When any pair of Maps are merged, the embedded CRDTs are _not_ merged, instead each concurrent dot->field() entry is kept. This leads to a greater size for Maps that are highly divergent. Updating a field in the map, however, leads to all entries for that field being merged to a single CRDT that is stored against the new dot. As mentioned above, there is also a tombstone entry per present field. This is bottom CRDT for the field type with a clock that contains all seen and removed dots. There tombstones are merged at merge time, so only one is present per field. Clearly the repetition of actor information (the clock, each embedded CRDT, the field dots, the tombstones) is a serious issue with regard to size/bloat of this data type. We use erlang's to_binary/2 function, which compresses the data, to get around this at present.

Context and Deferred operations

For CRDTs that use version vectors and dots (this Map and all CRDTs that may be embedded in it), the size of the CRDT is influenced by the number of actors updating it. In some systems (like Riak!) we attempt to minimize the number of actors by only having the database update CRDTs. This leads to a kind of "action at a distance", where a client sends operations to the database, and an actor in the database system performs the operations. The purpose is to ship minimal state between database and client, and to limit the number of actors in the system. There is a problem with action at a distance and the OR semantic. The client _must_ be able to tell the database what has been observed when it sends a remove operation. There is a further problem. A replica that handles an operation may not have all the state the client observed. We solve these two problems by asking the client to provide a causal context for operations (@see update/4.) Context operations solve the OR problem, but they don't solve the problem of lagging replicas handling operations.

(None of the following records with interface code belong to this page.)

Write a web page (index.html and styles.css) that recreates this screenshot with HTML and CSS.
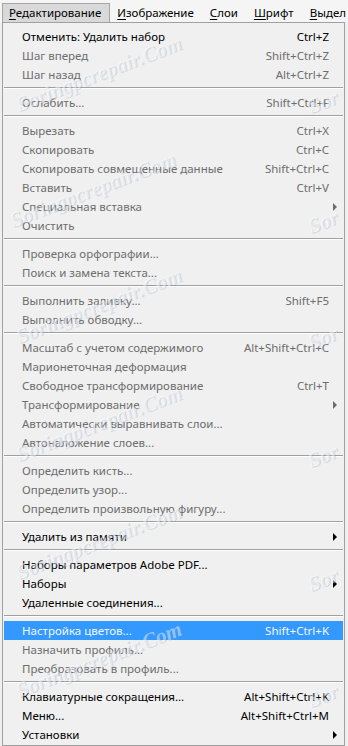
FILE: index.html
```html
<!DOCTYPE html>
<html lang="ru">
<head>
  <meta charset="UTF-8">
  <title>Редактирование</title>
  <link rel="stylesheet" href="styles.css">
</head>
<body>
  <div class="menubar">
    <span class="top active"><u>Р</u>едактирование</span>
    <span class="top"><u>И</u>зображение</span>
    <span class="top"><u>С</u>лои</span>
    <span class="top"><u>Ш</u>рифт</span>
    <span class="top last"><u>В</u>ыдел</span>
  </div>

  <div class="menu">
    <div class="item"><span class="label">Отменить: Удалить набор</span><span class="key">Ctrl+Z</span><span class="sub"></span></div>
    <div class="item off"><span class="label">Шаг вперед</span><span class="key">Shift+Ctrl+Z</span><span class="sub"></span></div>
    <div class="item off"><span class="label">Шаг назад</span><span class="key">Alt+Ctrl+Z</span><span class="sub"></span></div>
    <div class="sep"></div>
    <div class="item off"><span class="label">Ослабить...</span><span class="key">Shift+Ctrl+F</span><span class="sub"></span></div>
    <div class="sep"></div>
    <div class="item off"><span class="label">Вырезать</span><span class="key">Ctrl+X</span><span class="sub"></span></div>
    <div class="item off"><span class="label">Скопировать</span><span class="key">Ctrl+C</span><span class="sub"></span></div>
    <div class="item off"><span class="label">Скопировать совмещенные данные</span><span class="key">Shift+Ctrl+C</span><span class="sub"></span></div>
    <div class="item off"><span class="label">Вставить</span><span class="key">Ctrl+V</span><span class="sub"></span></div>
    <div class="item off"><span class="label">Специальная вставка</span><span class="key"></span><span class="sub arrow"></span></div>
    <div class="item off"><span class="label">Очистить</span><span class="key"></span><span class="sub"></span></div>
    <div class="sep"></div>
    <div class="item off"><span class="label">Проверка орфографии...</span><span class="key"></span><span class="sub"></span></div>
    <div class="item off"><span class="label">Поиск и замена текста...</span><span class="key"></span><span class="sub"></span></div>
    <div class="sep"></div>
    <div class="item off"><span class="label">Выполнить заливку...</span><span class="key">Shift+F5</span><span class="sub"></span></div>
    <div class="item off"><span class="label">Выполнить обводку...</span><span class="key"></span><span class="sub"></span></div>
    <div class="sep"></div>
    <div class="item off"><span class="label">Масштаб с учетом содержимого</span><span class="key">Alt+Shift+Ctrl+C</span><span class="sub"></span></div>
    <div class="item off"><span class="label">Марионеточная деформация</span><span class="key"></span><span class="sub"></span></div>
    <div class="item off"><span class="label">Свободное трансформирование</span><span class="key">Ctrl+T</span><span class="sub"></span></div>
    <div class="item off"><span class="label">Трансформирование</span><span class="key"></span><span class="sub arrow"></span></div>
    <div class="item off"><span class="label">Автоматически выравнивать слои...</span><span class="key"></span><span class="sub"></span></div>
    <div class="item off"><span class="label">Автоналожение слоев...</span><span class="key"></span><span class="sub"></span></div>
    <div class="sep"></div>
    <div class="item off"><span class="label">Определить кисть...</span><span class="key"></span><span class="sub"></span></div>
    <div class="item off"><span class="label">Определить узор...</span><span class="key"></span><span class="sub"></span></div>
    <div class="item off"><span class="label">Определить произвольную фигуру...</span><span class="key"></span><span class="sub"></span></div>
    <div class="sep"></div>
    <div class="item"><span class="label">Удалить из памяти</span><span class="key"></span><span class="sub arrow"></span></div>
    <div class="sep"></div>
    <div class="item"><span class="label">Наборы параметров Adobe PDF...</span><span class="key"></span><span class="sub"></span></div>
    <div class="item"><span class="label">Наборы</span><span class="key"></span><span class="sub arrow"></span></div>
    <div class="item"><span class="label">Удаленные соединения...</span><span class="key"></span><span class="sub"></span></div>
    <div class="sep"></div>
    <div class="item hover"><span class="label">Настройка цветов...</span><span class="key">Shift+Ctrl+K</span><span class="sub"></span></div>
    <div class="item off"><span class="label">Назначить профиль...</span><span class="key"></span><span class="sub"></span></div>
    <div class="item off"><span class="label">Преобразовать в профиль...</span><span class="key"></span><span class="sub"></span></div>
    <div class="sep"></div>
    <div class="item"><span class="label">Клавиатурные сокращения...</span><span class="key">Alt+Shift+Ctrl+K</span><span class="sub"></span></div>
    <div class="item"><span class="label">Меню...</span><span class="key">Alt+Shift+Ctrl+M</span><span class="sub"></span></div>
    <div class="item"><span class="label">Установки</span><span class="key"></span><span class="sub arrow"></span></div>

    <div class="watermarks">
      <span class="wm" style="left: 14px; top: 70px">Soringpcrepair.Com</span>
      <span class="wm" style="left: 306px; top: 72px">Sor</span>
      <span class="wm" style="left: 8px; top: 186px">Soringpcrepair.Com</span>
      <span class="wm" style="left: 306px; top: 192px">Sor</span>
      <span class="wm" style="left: 14px; top: 302px">Soringpcrepair.Com</span>
      <span class="wm" style="left: 306px; top: 308px">Sor</span>
      <span class="wm" style="left: 14px; top: 420px">Soringpcrepair.Com</span>
      <span class="wm" style="left: 306px; top: 426px">Sor</span>
      <span class="wm" style="left: 14px; top: 538px">Soringpcrepair.Com</span>
      <span class="wm" style="left: 306px; top: 550px">Sor</span>
      <span class="wm" style="left: 14px; top: 656px">Soringpcrepair.Com</span>
      <span class="wm" style="left: 306px; top: 666px">Sor</span>
    </div>
  </div>
</body>
</html>
```

FILE: styles.css
```css
html, body {
  margin: 0;
  padding: 0;
  overflow: hidden;
}
body {
  background-color: #f0f0f0;
  color: #000;
  font-family: 'Noto Sans', 'Open Sans', sans-serif;
  font-size: 11.5px;
  width: 348px;
  height: 746px;
}
.menubar {
  height: 22px;
  display: flex;
  align-items: flex-end;
  padding-left: 2px;
  background-color: #f5f5f5;
  white-space: nowrap;
}
.top {
  height: 18px;
  line-height: 18px;
  padding: 0 8px 0 6px;
  border: 1px solid transparent;
  border-bottom: 0;
}
.top.last {
  padding-right: 0;
}
.top u {
  text-decoration-thickness: 1px;
  text-underline-offset: 2px;
}
.top.active {
  background-color: #d9d9d9;
  border-color: #a5a5a5;
  position: relative;
  z-index: 2;
}
.menu {
  position: relative;
  margin-left: 2px;
  width: 341px;
  border: 1px solid #a0a0a0;
  background-color: #f0f0f0;
  padding: 4px 0 1px;
  overflow: hidden;
}
.item {
  display: flex;
  align-items: center;
  height: 19px;
  padding-left: 18px;
  margin: 0 1px;
  white-space: nowrap;
}
.item .label {
  flex: 1;
}
.item.off {
  color: #6d6d6d;
}
.item.hover {
  background-color: #3399ff;
  color: #f4f8fc;
}
.key {
  text-align: right;
}
.sub {
  width: 14px;
  height: 19px;
  display: flex;
  align-items: center;
  padding-left: 4px;
  box-sizing: border-box;
}
.sub.arrow::after {
  content: '';
  border-left: 4px solid #000;
  border-top: 4px solid transparent;
  border-bottom: 4px solid transparent;
}
.item.off .sub.arrow::after {
  border-left-color: #6d6d6d;
}
.sep {
  height: 1px;
  margin: 3px 1px 4px;
  background-color: #a0a0a0;
  border-bottom: 1px solid #ffffff;
}
.watermarks {
  position: absolute;
  inset: 0;
  pointer-events: none;
}
.wm {
  position: absolute;
  transform: rotate(-21deg);
  transform-origin: left center;
  font-family: 'Liberation Serif', serif;
  font-style: italic;
  font-weight: bold;
  font-size: 21px;
  color: rgba(255, 255, 255, 0.45);
  text-shadow: 1px 1px 0 rgba(120, 140, 175, 0.25);
  white-space: nowrap;
}
```
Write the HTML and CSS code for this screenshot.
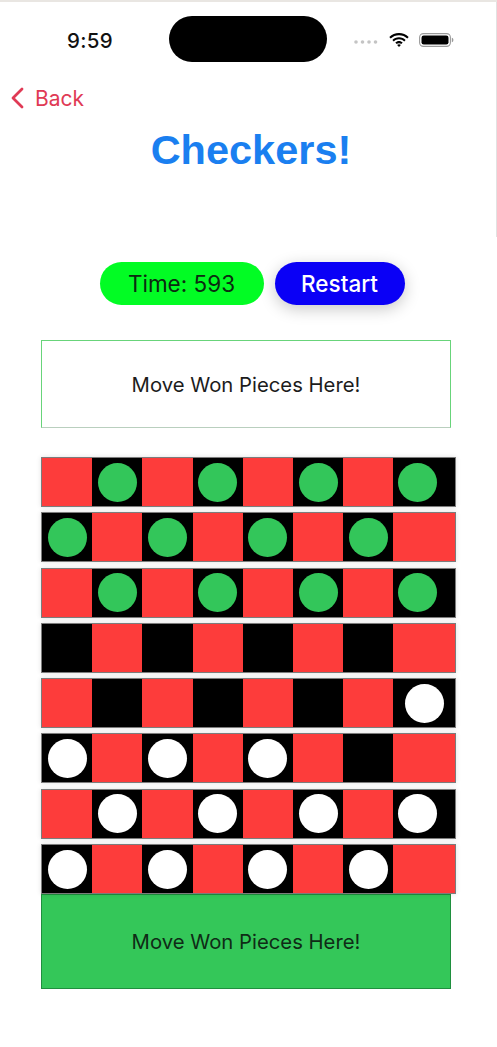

Lagging replicas, deferred operations

In a system like Riak, a replica that is not up-to-date (including, never seen any state for a CRDT) maybe asked to perform an operation. If no context is given, and the operation is a field remove, or a "remove" like operation on an embedded CRDT, the operation may fail with a precondition error (for example, remove a field that is not present) or succeed and remove more state than intended (a field remove with no context may remove updates unseen by the client.) When a context is provided, and the Field to be removed is absent, the Map state stores the context, and Field name, in a list of deferred operations. When, eventually, through propagation and merging, the Map's clock descends the context for the operation, the operation is executed. It is important to note that _only_ actorless (field remove) operations can occur this way.

Embedded CRDTs Deferred Operations

There is a bug with embedded types and deferred operations. Imagine a client has seen a Map with a Set field, and the set contains {a, b, c}. The client sends an operation to remove {a} from the set. A replica that is new takes the operation. It will create a new Map, a Field for the Set, and store the remove` operation as part of the Sets state. A client reads this new state, and sends a field remove operation, that is executed by same replica. Now the deferred operation is lost, since the field is removed. We're working on ways to fix this. One idea is to not remove a field with "undelivered" operations, but instead to "hide" it.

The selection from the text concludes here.